A man and woman, both wearing hats, pose against a layered rock face. He sports a light blue iguana t-shirt; she, a blue fleece pullover.
Herpetologists Laurie Vitt and Janalee Caldwell have donated to Western for scholarships and research in biology.

Vitt’s second scholarship is the Laurie Vitt Fund for Field Research to support students at Western. Through their generosity, more students will benefit from the kind of hands-on research required to be successful in biology.

Field research stipend recipient Miles Berkey may not be touring with a rock band or wrestling anacondas in the biology building, but he is doing groundbreaking field research in the North Cascades. In the process of studying geological ice sheet similarities between the North Cascades and Alaska, he has discovered four mosses in Washington previously unknown in the area. 

“Certain mosses are well-regarded as Ice Age relics,” Berkey says. “They possess certain biological traits that make them good indicators of Ice Age refugia,” places where life endured amid the harsh climate.

Smiling hiker in a Black Diamond helmet, amidst rocky mountain terrain.  A lake is visible in the background.
Grad student Miles Berkey used a field research stipend from the Laurie Vitt fund to study mosses in the North Cascades.

Currently, Berkey is working with the Department of Natural Resources to add to the state’s checklist of documentation of rare moss species.
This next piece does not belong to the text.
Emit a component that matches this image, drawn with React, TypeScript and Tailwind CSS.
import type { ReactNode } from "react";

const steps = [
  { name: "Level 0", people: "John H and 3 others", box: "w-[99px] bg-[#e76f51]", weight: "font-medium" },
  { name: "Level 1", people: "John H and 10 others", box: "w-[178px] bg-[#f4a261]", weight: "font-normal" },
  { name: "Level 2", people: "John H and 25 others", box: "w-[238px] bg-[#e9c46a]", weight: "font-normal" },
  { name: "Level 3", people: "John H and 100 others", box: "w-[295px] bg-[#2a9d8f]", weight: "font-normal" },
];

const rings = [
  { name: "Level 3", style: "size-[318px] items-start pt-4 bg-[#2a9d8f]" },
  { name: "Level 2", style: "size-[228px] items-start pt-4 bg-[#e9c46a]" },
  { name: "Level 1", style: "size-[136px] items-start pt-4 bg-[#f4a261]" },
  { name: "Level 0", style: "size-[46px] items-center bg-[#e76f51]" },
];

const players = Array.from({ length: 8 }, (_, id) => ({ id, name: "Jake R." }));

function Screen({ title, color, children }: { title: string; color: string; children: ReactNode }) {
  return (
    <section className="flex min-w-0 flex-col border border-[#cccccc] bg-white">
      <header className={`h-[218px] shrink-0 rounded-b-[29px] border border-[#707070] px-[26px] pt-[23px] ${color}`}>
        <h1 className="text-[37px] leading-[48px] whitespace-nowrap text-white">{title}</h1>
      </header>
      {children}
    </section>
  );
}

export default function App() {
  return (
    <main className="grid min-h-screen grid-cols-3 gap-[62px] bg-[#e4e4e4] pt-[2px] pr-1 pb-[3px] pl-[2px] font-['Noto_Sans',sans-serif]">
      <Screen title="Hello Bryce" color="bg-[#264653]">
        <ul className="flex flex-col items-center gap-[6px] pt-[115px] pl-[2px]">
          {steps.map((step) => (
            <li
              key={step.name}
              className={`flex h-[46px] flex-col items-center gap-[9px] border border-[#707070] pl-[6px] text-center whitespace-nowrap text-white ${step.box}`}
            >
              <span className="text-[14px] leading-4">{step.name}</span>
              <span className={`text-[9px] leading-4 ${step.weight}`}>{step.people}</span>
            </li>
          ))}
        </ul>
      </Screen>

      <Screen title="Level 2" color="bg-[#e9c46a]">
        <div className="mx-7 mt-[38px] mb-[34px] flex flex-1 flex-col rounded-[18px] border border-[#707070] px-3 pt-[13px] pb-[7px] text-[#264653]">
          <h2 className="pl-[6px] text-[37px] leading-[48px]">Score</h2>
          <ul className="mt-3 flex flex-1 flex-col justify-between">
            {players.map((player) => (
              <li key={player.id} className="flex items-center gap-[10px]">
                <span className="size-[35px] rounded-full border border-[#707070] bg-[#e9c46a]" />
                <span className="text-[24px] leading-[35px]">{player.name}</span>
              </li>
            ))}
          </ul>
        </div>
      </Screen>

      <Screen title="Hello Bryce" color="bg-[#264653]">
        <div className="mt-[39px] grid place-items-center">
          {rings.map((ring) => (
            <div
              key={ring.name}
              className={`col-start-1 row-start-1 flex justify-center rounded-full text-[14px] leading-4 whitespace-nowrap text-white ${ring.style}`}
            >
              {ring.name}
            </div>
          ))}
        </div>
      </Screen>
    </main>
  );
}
His work has implications of not just climate change, but climate similarities between the Ice Age in the North Cascades and Alaska. 
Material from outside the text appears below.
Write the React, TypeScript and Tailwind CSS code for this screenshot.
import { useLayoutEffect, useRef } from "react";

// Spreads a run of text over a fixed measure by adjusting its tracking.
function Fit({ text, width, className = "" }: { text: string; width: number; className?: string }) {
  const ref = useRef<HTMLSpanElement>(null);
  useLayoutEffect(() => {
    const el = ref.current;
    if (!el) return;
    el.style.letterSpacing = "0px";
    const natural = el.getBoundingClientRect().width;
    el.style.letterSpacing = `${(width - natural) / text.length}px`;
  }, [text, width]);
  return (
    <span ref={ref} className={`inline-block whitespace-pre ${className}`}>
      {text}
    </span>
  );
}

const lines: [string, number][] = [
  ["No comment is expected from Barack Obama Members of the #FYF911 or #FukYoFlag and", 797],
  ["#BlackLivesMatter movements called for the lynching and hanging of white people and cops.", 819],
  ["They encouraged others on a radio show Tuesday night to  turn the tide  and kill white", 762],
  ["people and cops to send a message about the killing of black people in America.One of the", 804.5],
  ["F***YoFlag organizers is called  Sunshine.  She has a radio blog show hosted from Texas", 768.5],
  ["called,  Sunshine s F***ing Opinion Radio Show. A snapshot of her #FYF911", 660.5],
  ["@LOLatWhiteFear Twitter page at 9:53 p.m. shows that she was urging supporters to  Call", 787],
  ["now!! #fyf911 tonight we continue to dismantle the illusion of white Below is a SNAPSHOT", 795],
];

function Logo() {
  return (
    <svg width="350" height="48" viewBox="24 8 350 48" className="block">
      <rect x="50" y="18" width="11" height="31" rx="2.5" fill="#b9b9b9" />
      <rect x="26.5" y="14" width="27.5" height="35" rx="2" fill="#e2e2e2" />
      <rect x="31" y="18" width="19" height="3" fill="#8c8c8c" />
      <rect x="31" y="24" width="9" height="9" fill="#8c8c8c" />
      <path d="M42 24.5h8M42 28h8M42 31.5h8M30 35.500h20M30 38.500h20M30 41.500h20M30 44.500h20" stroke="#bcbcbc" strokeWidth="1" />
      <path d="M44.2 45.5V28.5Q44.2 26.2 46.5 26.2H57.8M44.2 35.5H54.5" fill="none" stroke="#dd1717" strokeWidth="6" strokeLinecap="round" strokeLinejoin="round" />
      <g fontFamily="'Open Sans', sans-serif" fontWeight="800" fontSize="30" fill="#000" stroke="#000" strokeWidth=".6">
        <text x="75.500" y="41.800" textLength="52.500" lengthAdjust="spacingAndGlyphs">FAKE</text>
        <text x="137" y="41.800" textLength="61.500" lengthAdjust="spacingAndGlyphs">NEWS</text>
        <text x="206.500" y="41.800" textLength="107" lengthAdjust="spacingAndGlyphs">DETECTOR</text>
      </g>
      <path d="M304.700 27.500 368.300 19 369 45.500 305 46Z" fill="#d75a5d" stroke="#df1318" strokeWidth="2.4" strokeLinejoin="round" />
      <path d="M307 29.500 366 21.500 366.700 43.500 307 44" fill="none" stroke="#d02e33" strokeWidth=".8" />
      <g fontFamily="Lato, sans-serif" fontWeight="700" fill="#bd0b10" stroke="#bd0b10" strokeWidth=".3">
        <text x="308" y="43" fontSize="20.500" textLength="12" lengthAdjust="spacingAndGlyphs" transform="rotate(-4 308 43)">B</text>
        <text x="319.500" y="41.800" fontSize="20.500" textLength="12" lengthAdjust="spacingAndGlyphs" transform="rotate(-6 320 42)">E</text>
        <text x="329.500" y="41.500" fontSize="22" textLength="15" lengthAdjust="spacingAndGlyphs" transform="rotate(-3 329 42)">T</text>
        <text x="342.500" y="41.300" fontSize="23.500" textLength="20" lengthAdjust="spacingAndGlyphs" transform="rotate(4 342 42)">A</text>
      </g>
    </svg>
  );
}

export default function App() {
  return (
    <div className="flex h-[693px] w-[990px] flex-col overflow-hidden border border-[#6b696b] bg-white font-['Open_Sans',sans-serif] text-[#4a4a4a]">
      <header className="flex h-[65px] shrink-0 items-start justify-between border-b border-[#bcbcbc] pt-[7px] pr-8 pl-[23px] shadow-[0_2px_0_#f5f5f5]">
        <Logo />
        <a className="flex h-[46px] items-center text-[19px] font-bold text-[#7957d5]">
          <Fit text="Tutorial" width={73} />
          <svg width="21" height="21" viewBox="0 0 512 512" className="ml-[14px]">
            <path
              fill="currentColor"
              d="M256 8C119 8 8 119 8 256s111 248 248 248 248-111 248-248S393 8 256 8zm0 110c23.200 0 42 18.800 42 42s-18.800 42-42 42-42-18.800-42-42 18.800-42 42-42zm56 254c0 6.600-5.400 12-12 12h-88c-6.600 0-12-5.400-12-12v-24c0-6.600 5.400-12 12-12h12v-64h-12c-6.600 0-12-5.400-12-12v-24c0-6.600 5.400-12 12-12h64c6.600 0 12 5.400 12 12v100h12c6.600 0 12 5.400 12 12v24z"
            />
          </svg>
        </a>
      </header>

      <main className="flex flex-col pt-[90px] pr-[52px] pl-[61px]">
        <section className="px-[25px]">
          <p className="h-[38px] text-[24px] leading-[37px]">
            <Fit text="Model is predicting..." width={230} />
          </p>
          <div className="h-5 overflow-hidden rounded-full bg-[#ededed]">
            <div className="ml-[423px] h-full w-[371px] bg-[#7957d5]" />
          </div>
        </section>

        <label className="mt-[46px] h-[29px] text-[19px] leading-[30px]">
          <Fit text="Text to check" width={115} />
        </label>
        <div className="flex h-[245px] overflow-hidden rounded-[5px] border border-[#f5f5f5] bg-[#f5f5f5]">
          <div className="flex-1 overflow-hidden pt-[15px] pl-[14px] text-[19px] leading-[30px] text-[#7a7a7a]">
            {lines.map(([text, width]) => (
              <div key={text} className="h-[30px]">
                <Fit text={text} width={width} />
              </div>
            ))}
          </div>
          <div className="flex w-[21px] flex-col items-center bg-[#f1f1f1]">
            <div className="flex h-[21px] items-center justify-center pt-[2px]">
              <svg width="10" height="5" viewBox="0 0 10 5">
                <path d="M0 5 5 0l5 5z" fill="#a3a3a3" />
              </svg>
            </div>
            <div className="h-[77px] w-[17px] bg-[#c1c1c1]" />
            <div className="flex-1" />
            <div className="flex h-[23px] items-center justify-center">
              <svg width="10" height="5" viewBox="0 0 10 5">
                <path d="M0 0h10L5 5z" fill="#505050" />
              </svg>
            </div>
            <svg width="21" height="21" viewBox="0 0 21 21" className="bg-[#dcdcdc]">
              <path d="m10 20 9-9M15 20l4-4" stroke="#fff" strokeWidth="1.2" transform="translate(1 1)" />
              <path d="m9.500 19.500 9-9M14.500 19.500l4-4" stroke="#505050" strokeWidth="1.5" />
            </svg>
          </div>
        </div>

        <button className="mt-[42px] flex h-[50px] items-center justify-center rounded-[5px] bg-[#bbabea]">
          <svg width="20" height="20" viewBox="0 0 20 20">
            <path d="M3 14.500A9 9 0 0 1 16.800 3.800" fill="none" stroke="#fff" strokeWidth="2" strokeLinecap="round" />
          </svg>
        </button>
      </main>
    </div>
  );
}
“The stipend helped me pay for transportation and important research time in the field for collection,” Berkey says. “It was a huge help to me in supporting my research.”

Biology graduate student Cara Gutenberg is researching nitrogen retention in riparian buffers—essentially the way plants around waterways and riverbanks hold nitrogen in their leaves and roots. Her work demonstrates how climate, pollution, and other factors affect the way plants filter toxins from waterways. 

A woman kneels in tall grass, planting saplings.  She uses gardening tools near several tree protectors.  The scene is outdoors, in a field.
Graduate student Cara Gutenberg’s research on nitrogen retention in riparian habitats is funded by stipends from Vitt and Caldwell.

“The support I received from the Vitt-Caldwells allowed me to focus on my field work and supplemented my fellowship and research grant, so I didn’t have to get a job and work and try to perform field research and analysis on top of that,” Gutenberg says. “I was able to focus, and I am so grateful for that.”

Though he has traveled around the world, played in several rock bands, and pursued his dream of being a herpetologist, Western remains very important to Vitt.

“The campus has the same charisma that it had back in the sixties. Major controversies existed (e.g., the Vietnam War) but a sense of community made it a wonderful place to be. For me, the support of faculty in the Biology Department was like belonging to a highly educated family.”